Meanwhile, the 26-year-old Khan (27-3, 19 KOs), who has lost two of his past three bouts, is expected to debut as a welterweight against Ricky Hatton‘s conqueror, Ukrainian Vyacheslav Senchenko, at the Manchester Arena in England on April 20.
Fighting for the first time since relinquishing his WBA world light welterweight belt to WBC light welterweight champion “Swift” Danny Garcia last summer, Khan outclassed gritty Mexican Carlos Molina to earn a 10th round TKO on December 15 at the Sports Arena in Los Angeles, California.

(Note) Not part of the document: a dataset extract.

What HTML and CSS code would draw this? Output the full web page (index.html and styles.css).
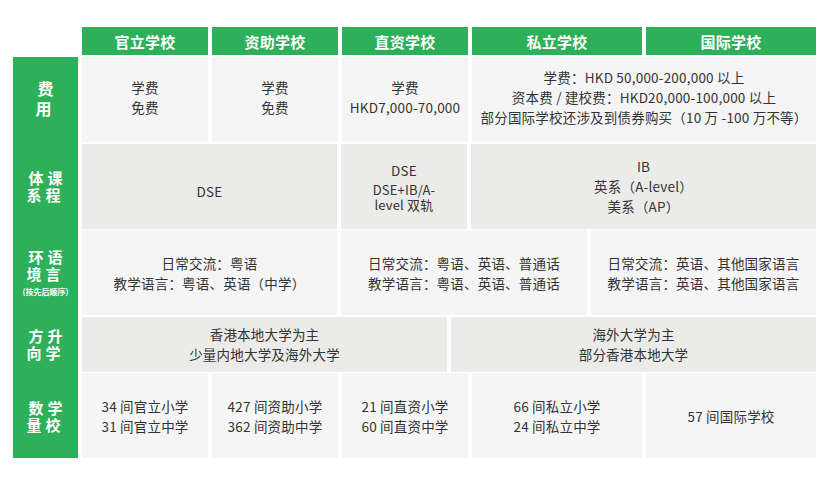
FILE: index.html
```html
<!DOCTYPE html>
<html lang="zh">
<head>
<meta charset="utf-8">
<link rel="stylesheet" href="styles.css">
</head>
<body>
<div class="page">
  <div class="head">
    <div class="hcell w126">官立学校</div>
    <div class="hcell w126">资助学校</div>
    <div class="hcell w126">直资学校</div>
    <div class="hcell w170">私立学校</div>
    <div class="hcell w170">国际学校</div>
  </div>
  <div class="body">
    <div class="labels">
      <div class="label r85 single">费<br>用</div>
      <div class="label r85">体课<br>系程</div>
      <div class="label r85">环语<br>境言<span class="small">(按先后顺序)</span></div>
      <div class="label r55">方升<br>向学</div>
      <div class="label r85">数学<br>量校</div>
    </div>
    <div class="rows">
      <div class="row r85 light up">
        <div class="cell w126">学费<br>免费</div>
        <div class="cell w126">学费<br>免费</div>
        <div class="cell w126">学费<br>HKD7,000-70,000</div>
        <div class="cell w344">学费：HKD 50,000-200,000 以上<br>资本费 / 建校费：HKD20,000-100,000 以上<br>部分国际学校还涉及到债券购买（10 万 -100 万不等）</div>
      </div>
      <div class="row r85 dark">
        <div class="cell w255 down">DSE</div>
        <div class="cell w126"><p class="p1">DSE</p><p class="p2">DSE+IB/A-<br>level 双轨</p></div>
        <div class="cell w345">IB<br>英系（A-level）<br>美系（AP）</div>
      </div>
      <div class="row r85 light">
        <div class="cell w255">日常交流：粤语<br>教学语言：粤语、英语（中学）</div>
        <div class="cell w246">日常交流：粤语、英语、普通话<br>教学语言：粤语、英语、普通话</div>
        <div class="cell w225">日常交流：英语、其他国家语言<br>教学语言：英语、其他国家语言</div>
      </div>
      <div class="row r55 dark">
        <div class="cell w365">香港本地大学为主<br>少量内地大学及海外大学</div>
        <div class="cell w365">海外大学为主<br>部分香港本地大学</div>
      </div>
      <div class="row r85 light">
        <div class="cell w126">34 间官立小学<br>31 间官立中学</div>
        <div class="cell w126">427 间资助小学<br>362 间资助中学</div>
        <div class="cell w126">21 间直资小学<br>60 间直资中学</div>
        <div class="cell w170">66 间私立小学<br>24 间私立中学</div>
        <div class="cell w170">57 间国际学校</div>
      </div>
    </div>
  </div>
</div>
</body>
</html>
```

FILE: styles.css
```css
* { box-sizing: border-box; }
html, body { margin: 0; padding: 0; background: #fff; }
body {
  font-family: "Noto Sans CJK SC", "Noto Sans", sans-serif;
  color: #333;
}
.page {
  padding: 27px 0 0 13px;
  width: 832px;
}
.head {
  display: flex;
  gap: 4px;
  margin-left: 69px;
  height: 28px;
}
.hcell {
  background: #2eb05a;
  color: #fff;
  font-weight: 700;
  font-size: 15px;
  display: flex;
  align-items: center;
  justify-content: center;
  letter-spacing: 0.3px;
}
.body {
  display: flex;
  gap: 4px;
  margin-top: 2px;
}
.labels {
  width: 65px;
  background: #2eb05a;
  display: flex;
  flex-direction: column;
  gap: 1.5px;
}
.label {
  color: #fff;
  font-weight: 700;
  font-size: 15px;
  line-height: 17px;
  letter-spacing: 4px;
  text-indent: 4px;
  display: flex;
  flex-direction: column;
  align-items: center;
  justify-content: center;
  text-align: center;
}
.label.single { font-size: 16px; line-height: 20px; padding-bottom: 3px; }
.small {
  display: block;
  font-size: 8px;
  line-height: 11px;
  letter-spacing: 0;
  text-indent: 0;
  margin-top: 4px;
}
.rows {
  display: flex;
  flex-direction: column;
  gap: 1.5px;
}
.row {
  display: flex;
  gap: 4px;
}
.r85 { height: 85px; }
.r55 { height: 55px; }
.cell {
  height: 100%;
  display: flex;
  flex-direction: column;
  align-items: center;
  justify-content: center;
  text-align: center;
  font-size: 13.5px;
  line-height: 20px;
  letter-spacing: 0.2px;
}
.light .cell { background: #f5f5f5; }
.dark .cell { background: #ebebe9; }
.up .cell { padding-bottom: 5px; }
.down { padding-top: 9px; }
.p1, .p2 { margin: 0; }
.p1 { line-height: 20px; }
.p2 { font-size: 13px; line-height: 15px; margin-top: 2px; }
.w126 { width: 126px; }
.w170 { width: 170px; }
.w255 { width: 255px; }
.w344 { width: 344px; }
.w345 { width: 345px; }
.w246 { width: 246px; }
.w225 { width: 225px; }
.w365 { width: 365px; }
```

“King Khan,” who prior to trumping the 27-year-old Molina (17-1-1, 7 KOs) hadn’t left the squared circle victorious since flooring Zab Judah in July 2011, is a human chandelier incapable of protecting a fragile chin.
At best, the WBC looks incompetent by inflating Khan’s standing.
Conversely, at worst, the organization appears corrupt and desperate to secure a lucrative mismatch between Khan, one of the most youthful British world champs ever at the age of 22, and the legendary Floyd Mayweather.
The 35-year-old Mayweather (43-0, 26 KOs), a longstanding WBC world welterweight titleholder who was named The Ring “Fighter of the Year” in 1998 and 2007, is destined to scrap current interim WBC welterweight king Robert Guerrero on May 4 at the MGM Grand in Las Vegas, Nevada.
Despite being a cocky jackass and convicted domestic abuser, Mayweather would utterly lambaste the middling bloke.
Fans of Khan, a Pakistani-British boxer who at 17 became the youngest Englishman to win an Olympic medal by capturing silver as a lightweight at the 2004 games in Greece, must consider the possibility that their hero simply doesn’t possess the gumption or resiliency to ever truly thrive in the squared circle.
Thanks to the World Boxing Council’s asinine system, Amir Khan may be terribly embarrassed by Floyd Mayweather approximately a year from this evening.